THE FUTURE: THE USE OF TORT LAW IN PRIVATE EUGENICS

If parents can select their offspring’s characteristics, we must be prepared for lawsuits presented by parents whose children are born without the previously selected features (Raposo, 2021b). Suppose that someone picks a donor with red hair and freckles because he or she desires those traits in the baby, but the child is born with dark hair and skin. Alternatively, what if someone picks a donor with a very high IQ, but the child presents a very low one?

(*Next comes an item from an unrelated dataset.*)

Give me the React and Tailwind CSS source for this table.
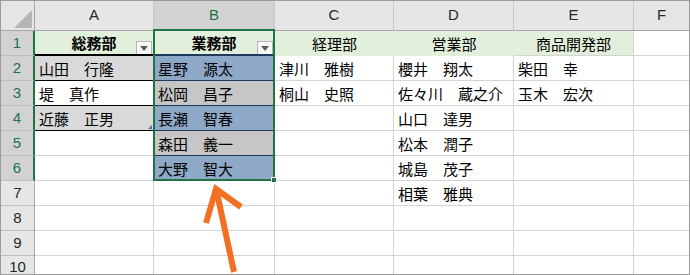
import React from 'react';

const jp = "font-['Noto_Sans_CJK_JP',sans-serif]";

// 1px grey gridline on every sheet cell
const grid = 'border-r border-b border-[#d4d4d4]';

const FilterButton = () => (
  <span className="absolute right-[1px] top-[10px] flex h-[14px] w-[16px] items-center justify-center border border-[#b5b5b5] bg-[#f7f7f7]">
    <svg width="8" height="5" viewBox="0 0 8 5">
      <path d="M0 0 H8 L4 5 Z" fill="#5a5a5a" />
    </svg>
  </span>
);

const ColHead = ({ label, active, last }) => (
  <div
    className={`flex items-center justify-center border-b border-[#a6a6a6] text-[15px] font-['Liberation_Sans',sans-serif] ${
      last ? '' : 'border-r border-r-[#c8c8c8]'
    } ${active ? 'bg-[#d2d2d2] text-[#217346]' : 'bg-[#e6e6e6] text-[#262626]'}`}
  >
    {label}
  </div>
);

const RowHead = ({ n, active }) => (
  <div
    className={`flex items-center justify-center border-b text-[15px] font-['Liberation_Sans',sans-serif] ${
      active
        ? 'border-r-2 border-r-[#217346] border-b-[#bdbdbd] bg-[#d2d2d2] text-[#217346]'
        : 'border-r border-r-[#a6a6a6] border-b-[#bdbdbd] bg-[#e6e6e6] text-[#262626]'
    }`}
  >
    {n}
  </div>
);

const Cell = ({ children, className = grid, center, bold }) => (
  <div
    className={`relative flex items-center overflow-hidden whitespace-pre text-[15px] leading-none text-black ${jp} ${className} ${
      center ? 'justify-center' : 'pl-[4px]'
    } ${bold ? 'font-bold' : ''}`}
  >
    {children}
  </div>
);

const Blank = ({ last }) => <div className={last ? 'border-b border-[#d4d4d4]' : grid} />;

const colC = ['津川　雅樹', '桐山　史照'];
const colD = ['櫻井　翔太', '佐々川　蔵之介', '山口　達男', '松本　潤子', '城島　茂子', '相葉　雅典'];
const colE = ['柴田　幸', '玉木　宏次'];
const colA = ['山田　行隆', '堤　真作', '近藤　正男'];
const colB = ['星野　源太', '松岡　昌子', '長瀬　智春', '森田　義一', '大野　智大'];

// table bands: grey/white in A, selection tint over B
const aFill = ['bg-[#d9d9d9]', 'bg-white', 'bg-[#d9d9d9]'];
const bFill = ['bg-[#8ea9c8]', 'bg-[#c6c6c6]', 'bg-[#8ea9c8]', 'bg-[#c6c6c6]', 'bg-[#8ea9c8]'];

export default function App() {
  const rows = [];
  for (let r = 2; r <= 10; r++) {
    const i = r - 2;
    rows.push(
      <React.Fragment key={r}>
        <RowHead n={r} active={r <= 6} />
        {i < 3 ? (
          <Cell className={`border-r border-r-[#d4d4d4] border-b border-b-black ${aFill[i]}`}>
            {colA[i]}
            {i === 2 && (
              <span className="absolute bottom-[1px] right-[1px] h-0 w-0 border-b-[4px] border-l-[4px] border-b-[#4a6fb5] border-l-transparent" />
            )}
          </Cell>
        ) : (
          <Blank />
        )}
        {i < 5 ? (
          <Cell className={`border-r border-r-[#d4d4d4] border-b border-b-[#1f3a5c] ${bFill[i]}`}>{colB[i]}</Cell>
        ) : (
          <Blank />
        )}
        {colC[i] ? <Cell>{colC[i]}</Cell> : <Blank />}
        {colD[i] ? <Cell>{colD[i]}</Cell> : <Blank />}
        {colE[i] ? <Cell>{colE[i]}</Cell> : <Blank />}
        <Blank last />
      </React.Fragment>
    );
  }

  return (
    <div className="relative h-[275px] w-[690px] overflow-hidden border border-[#9b9b9b] bg-white">
      <div className="grid grid-cols-[34px_119px_121px_119px_120px_120px_1fr] grid-rows-[30px_repeat(9,25px)]">
        {/* corner */}
        <div className="relative border-r border-b border-[#a6a6a6] bg-[#e6e6e6]">
          <svg className="absolute right-[2px] bottom-[2px]" width="18" height="18" viewBox="0 0 18 18">
            <path d="M18 0 V18 H0 Z" fill="#b4b4b4" />
          </svg>
        </div>
        <ColHead label="A" />
        <ColHead label="B" active />
        <ColHead label="C" />
        <ColHead label="D" />
        <ColHead label="E" />
        <ColHead label="F" last />

        {/* row 1: table headers */}
        <RowHead n={1} active />
        <Cell center bold className="border-r border-r-[#d4d4d4] border-b-2 border-b-black bg-[#e2efda]">
          総務部
          <FilterButton />
        </Cell>
        <Cell center bold className="border-r border-r-[#d4d4d4] border-b-2 border-b-[#1f3a5c] bg-[#e2efda]">
          業務部
          <FilterButton />
        </Cell>
        <Cell center className="border-b border-b-[#e2efda] bg-[#e2efda]">経理部</Cell>
        <Cell center className="border-b border-b-[#e2efda] bg-[#e2efda]">営業部</Cell>
        <Cell center className={`${grid} bg-[#e2efda]`}>商品開発部</Cell>
        <Blank last />

        {rows}
      </div>

      {/* selection border around B1:B6 with fill handle */}
      <div className="pointer-events-none absolute left-[152px] top-[28px] h-[152px] w-[122px] border-2 border-[#217346]">
        <span className="absolute -bottom-[4px] -right-[4px] h-[6px] w-[6px] border border-white bg-[#217346]" />
      </div>

      {/* callout arrow */}
      <svg className="pointer-events-none absolute left-0 top-0" width="690" height="275" viewBox="0 0 690 275">
        <g fill="none" stroke="#f36f21" strokeWidth="6" strokeLinejoin="miter">
          <path d="M233 271 L216 192" />
          <path d="M205 222 L215 188 L240 206" />
        </g>
      </svg>
    </div>
  );
}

Lawsuits of this kind are not unprecedented. This type of litigation has frequently occurred when a child is born with a medical condition, despite the precautions taken to prevent it - such as screening supposedly healthy donors that have nonetheless transmitted a disorder to the child (wrongful birth actions). Assuming those events continue to progress in this way, we can get to a point where the choice or determination of the best possible characteristics for an offspring becomes a parental duty (Savulescu, 2001). This is not that different from family law, where violations may result in the lawful removal of parental power.

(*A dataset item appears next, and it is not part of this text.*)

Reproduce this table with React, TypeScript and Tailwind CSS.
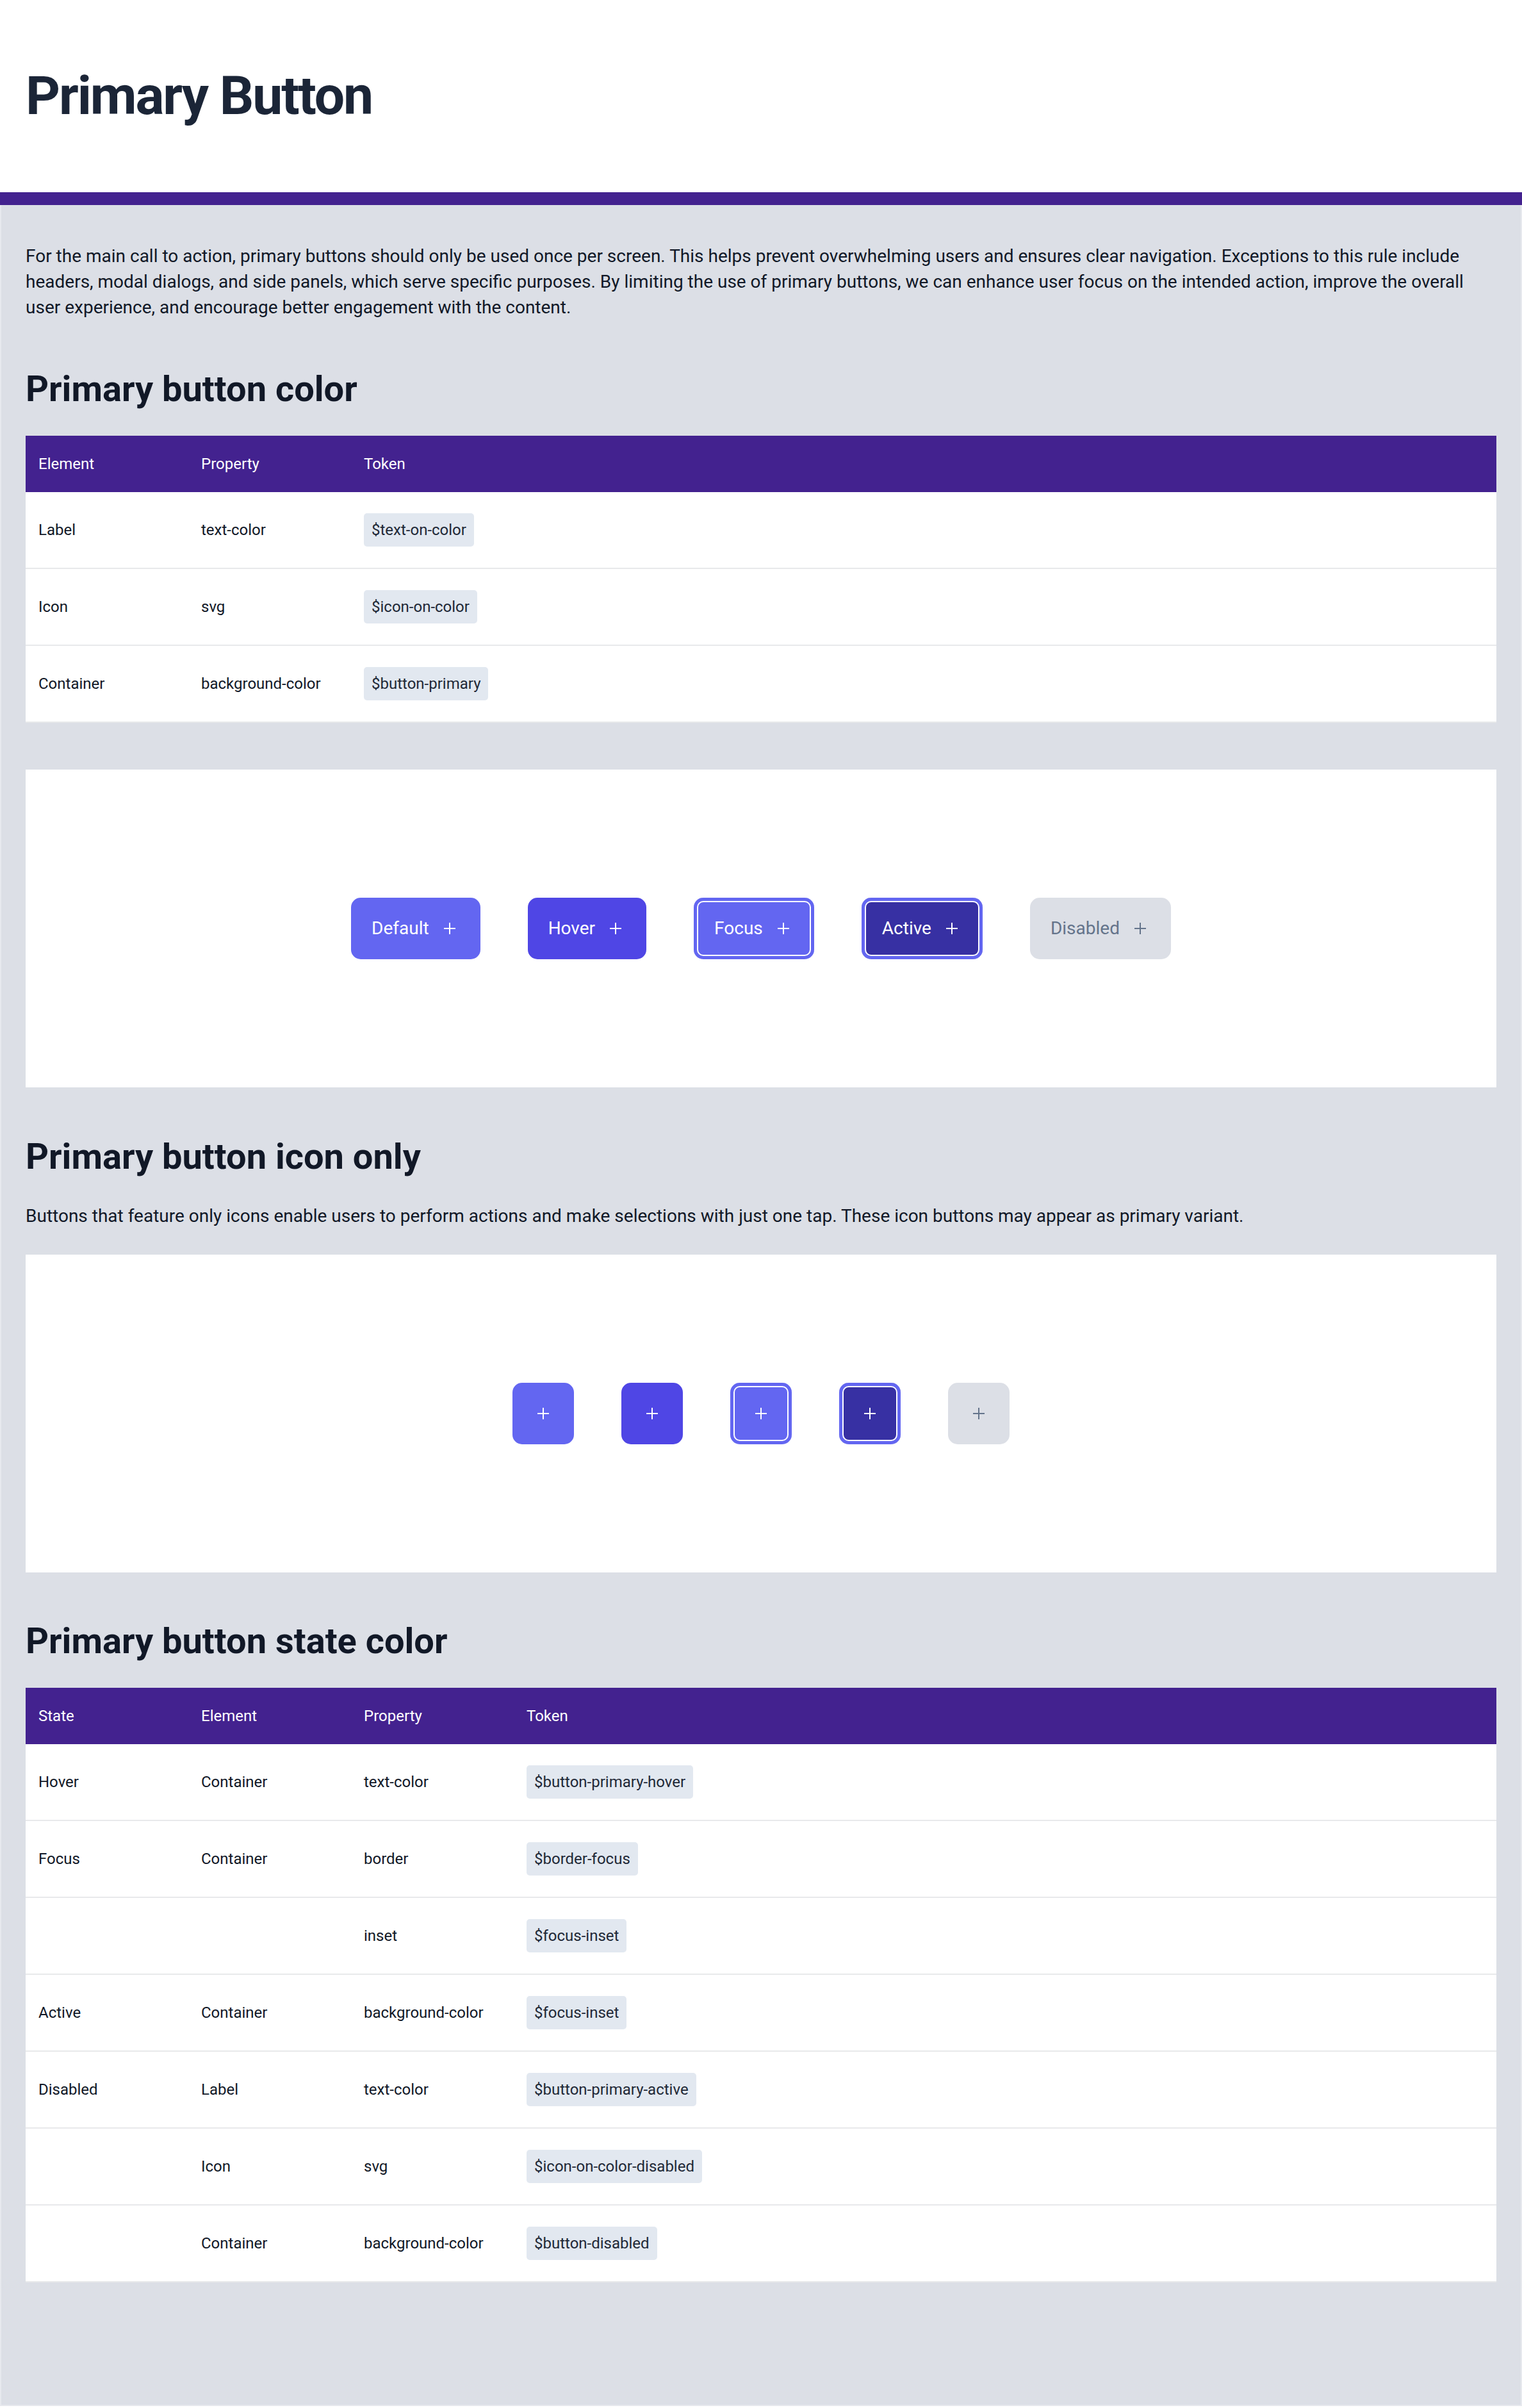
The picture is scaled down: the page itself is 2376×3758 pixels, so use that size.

A case on point is Harnicher v. University of Utah Medical Center 962 P.2d 67 (Utah, 1998) (Snow, 2000), in which a couple sought a male donor (donor 183) resembling the male in the couple, who was infertile. However, the resulting children (triplets) did not present any physical similarity to their father or the donor because the fertility clinic (as later discovered) changed the donor from 183 to 83. Instead of curly dark hair and brown eyes, like the father and donor 183 had, the children had straight auburn hair and green eyes, like donor 83, and one of the triplets even had red hair. The plaintiffs’ claim for compensation was denied. The Utah Supreme Court concluded that

there has been no physical harm or injury sustained by the plaintiffs that would enable them to maintain an action for negligent infliction of emotional distress

and the plaintiffs’ alleged physical symptoms were transitory, temporary, and not the kind of physical manifestations of a mental illness that provide the basis for a claim of negligent infliction of emotional distress.

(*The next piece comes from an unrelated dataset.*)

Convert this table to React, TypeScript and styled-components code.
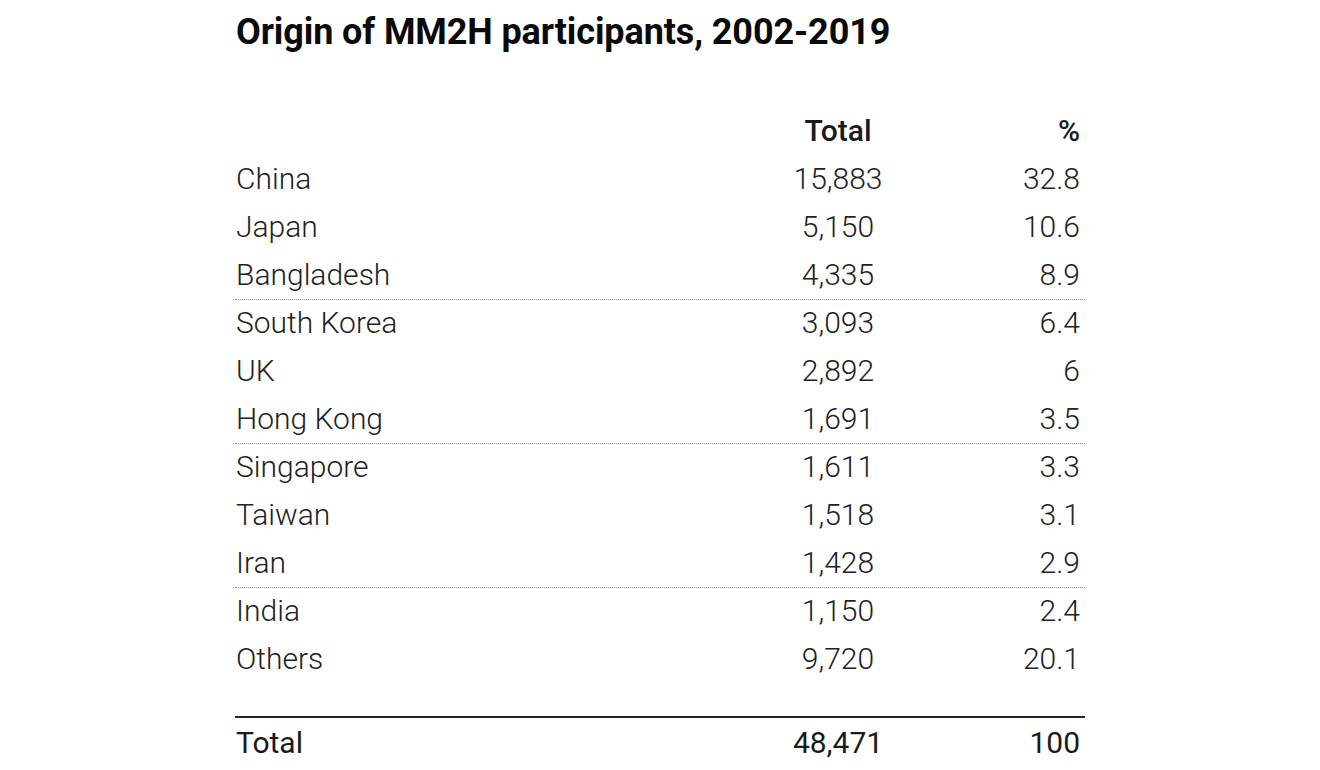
import styled, { createGlobalStyle } from "styled-components";

interface Row {
  country: string;
  total: string;
  pct: string;
  /** dotted rule under the row */
  divider?: boolean;
}

const rows: Row[] = [
  { country: "China", total: "15,883", pct: "32.8" },
  { country: "Japan", total: "5,150", pct: "10.6" },
  { country: "Bangladesh", total: "4,335", pct: "8.9", divider: true },
  { country: "South Korea", total: "3,093", pct: "6.4" },
  { country: "UK", total: "2,892", pct: "6" },
  { country: "Hong Kong", total: "1,691", pct: "3.5", divider: true },
  { country: "Singapore", total: "1,611", pct: "3.3" },
  { country: "Taiwan", total: "1,518", pct: "3.1" },
  { country: "Iran", total: "1,428", pct: "2.9", divider: true },
  { country: "India", total: "1,150", pct: "2.4" },
  { country: "Others", total: "9,720", pct: "20.1" },
];

const App = () => {
  return (
    <>
      <GlobalStyle />
      <Page>
        <Title>Origin of MM2H participants, 2002-2019</Title>
        <Table>
          <HeadRow>
            <Cell />
            <NumCell>Total</NumCell>
            <PctCell>%</PctCell>
          </HeadRow>
          {rows.map((row) => (
            <BodyRow key={row.country} $divider={!!row.divider}>
              <Cell>{row.country}</Cell>
              <NumCell>{row.total}</NumCell>
              <PctCell>{row.pct}</PctCell>
            </BodyRow>
          ))}
          <TotalRow>
            <Cell>Total</Cell>
            <NumCell>48,471</NumCell>
            <PctCell>100</PctCell>
          </TotalRow>
        </Table>
      </Page>
    </>
  );
};

export default App;

const GlobalStyle = createGlobalStyle`
  html, body {
    margin: 0;
    padding: 0;
    background: #ffffff;
  }
  body {
    font-family: Roboto, "Liberation Sans", sans-serif;
    color: #222222;
  }
`;

const Page = styled.div`
  width: 1320px;
  height: 770px;
  overflow: hidden;
  padding-left: 235px;
  padding-top: 8px;
  box-sizing: border-box;
`;

const Title = styled.h1`
  margin: 0 0 51px 0;
  font-size: 36px;
  font-weight: 700;
  line-height: 48px;
  letter-spacing: -0.1px;
  color: #0a0a0a;
  padding-left: 1px;
`;

const Table = styled.div`
  width: 850px;
  display: flex;
  flex-direction: column;
`;

const RowBase = styled.div`
  display: grid;
  grid-template-columns: 1fr 120px 182px;
  padding: 0 5px 0 1px;
  height: 48px;
  line-height: 48px;
  font-size: 30px;
`;

const HeadRow = styled(RowBase)`
  font-weight: 500;
  color: #1a1a1a;
`;

const BodyRow = styled(RowBase)<{ $divider: boolean }>`
  font-weight: 300;
  color: #222222;
  ${({ $divider }) =>
    $divider &&
    `
    border-bottom: 1px dotted #8a8a8a;
    margin-bottom: -1px;
  `}
`;

const TotalRow = styled(RowBase)`
  margin-top: 33px;
  border-top: 2px solid #222222;
  line-height: 50px;
  font-weight: 400;
  color: #1a1a1a;
`;

const Cell = styled.div`
  white-space: nowrap;
`;

const NumCell = styled(Cell)`
  text-align: center;
`;

const PctCell = styled(Cell)`
  text-align: right;
`;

However, it should be noted that in this case the parents’ pretension was not to have a child with certain features just because they were the preferred ones. Rather, their claim was based on the desire for offspring as close as possible to the parents’ physiognomy. Thus, their goal was slightly different than the one discussed in this paper. The harm that can be identified in such a situation is ‘the wrongful denial of legitimate expectations of control over reproductive autonomy and its consequences for parental lives’ (Fox, 2016). This is not an action for wrongful birth but rather a specific kind of wrongful fertilization, in which the injury is not the lack of an expected genetic connection (given that the parents knew from the beginning that they were resorting to a donor). In other words, the injury emerges from wrongful donor selection and consequently from wrongful offspring selection.

FINAL REMARKS

Eugenics is a natural aspiration, having been with mankind since the dawn of time. The new eugenics is not performed by the State but by private actors. There has been a transition from public interest in improving humankind to parents’ private interest in having a healthy baby or a baby with certain characteristics, aimed at satisfying private desires and the well-being of private individuals. Therefore, in the past, eugenics concerned the sacrifice of reproductive rights, while today it seems to act as an impellent of those rights and a mechanism of reproductive freedom. The challenge is to understand whether we are still talking about reproductive rights or whether these parental choices may represent an abuse of rights.

Footnotes

CONFLICT OF INTEREST

The author declares no conflict of interest.